Previous code sample with Locker class has a major problem:
What do you do when and if pthread_mutex_lock() fails?
The answer is you must throw an exception at this point, from constructor, and it can be caught.
Fine.
However,
According to c++ exception specs throwing an exception from a destructor is a no-no.
HOW DO YOU HANDLE pthread_mutex_unlock FAILURES?
Running code under any instrumentation software serves no purpose whatsoever.
You have to right code that works, not run it under valgrind.
In C it works perfectly fine:
pthread_cleanup_pop( 0 );
r = pthread_mutex_unlock( &mutex );
if ( r != 0 )
{
/* Explicit error handling at point of occurance goes here. */
}
But because c++ is a software abortion there just no reasonable way to deal with threaded coded failures with any degree of certainty. Brain-dead ideas like wrapping pthread_mutex_t into a class that adds some sort of state variable is just that - brain dead.
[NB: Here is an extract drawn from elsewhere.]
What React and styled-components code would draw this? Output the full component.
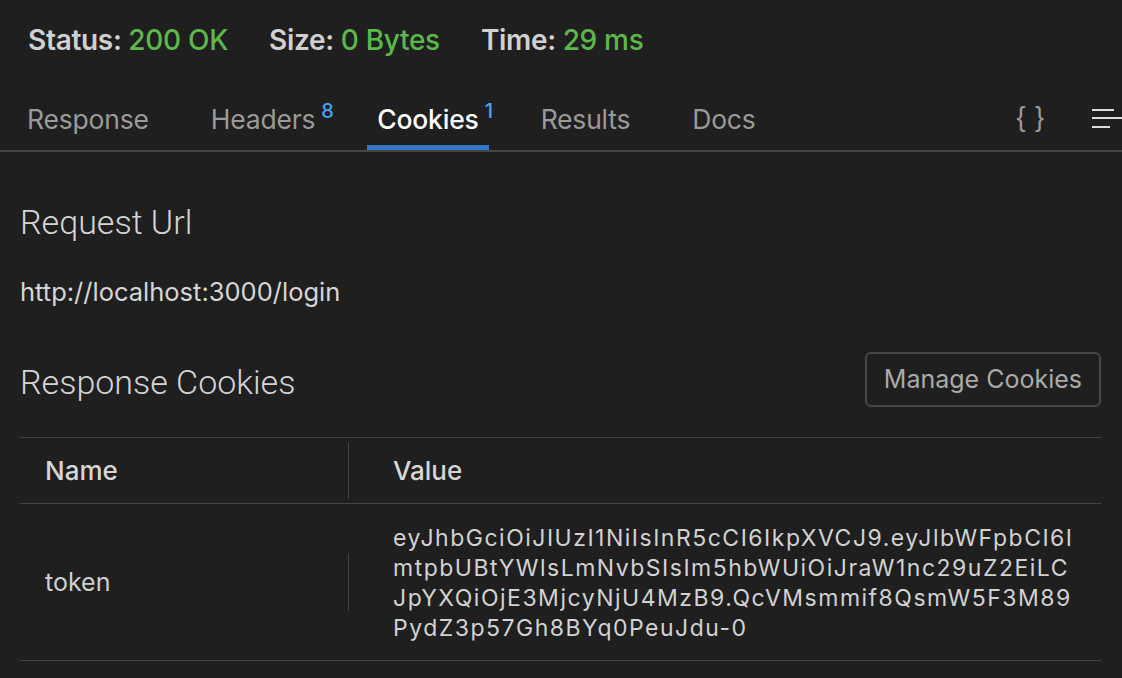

The following code just does not work:
Locker::~Locker()
{
if ( pthread_mutex_unlock( &mutex ) != 0 )
{
failed = true; // Nonsense.
}
}
And the reason for that is that after pthread_mutex_unlock() returns this thread very well may be sliced out of cpu - preempted. That means that the .failed public variable will be still false. Other threads looking at it will get wrong information - the state variable says no failures, meanwhile pthread_mutex_unlock() failed. Even if, by some stroke of luck, these two statements run in one go, this thread may be preempted before ~Locker() returns and other threads may modify the value of .failed. Bottom line these schemes do not work - there is no atomic test-and-set mechanism for application defined variables.
Some say, destructors should never have code that fails. Anything else is a bad design. Ok, fine. I am just curious to see what IS a good design to be 100% exception and thread safe in c++.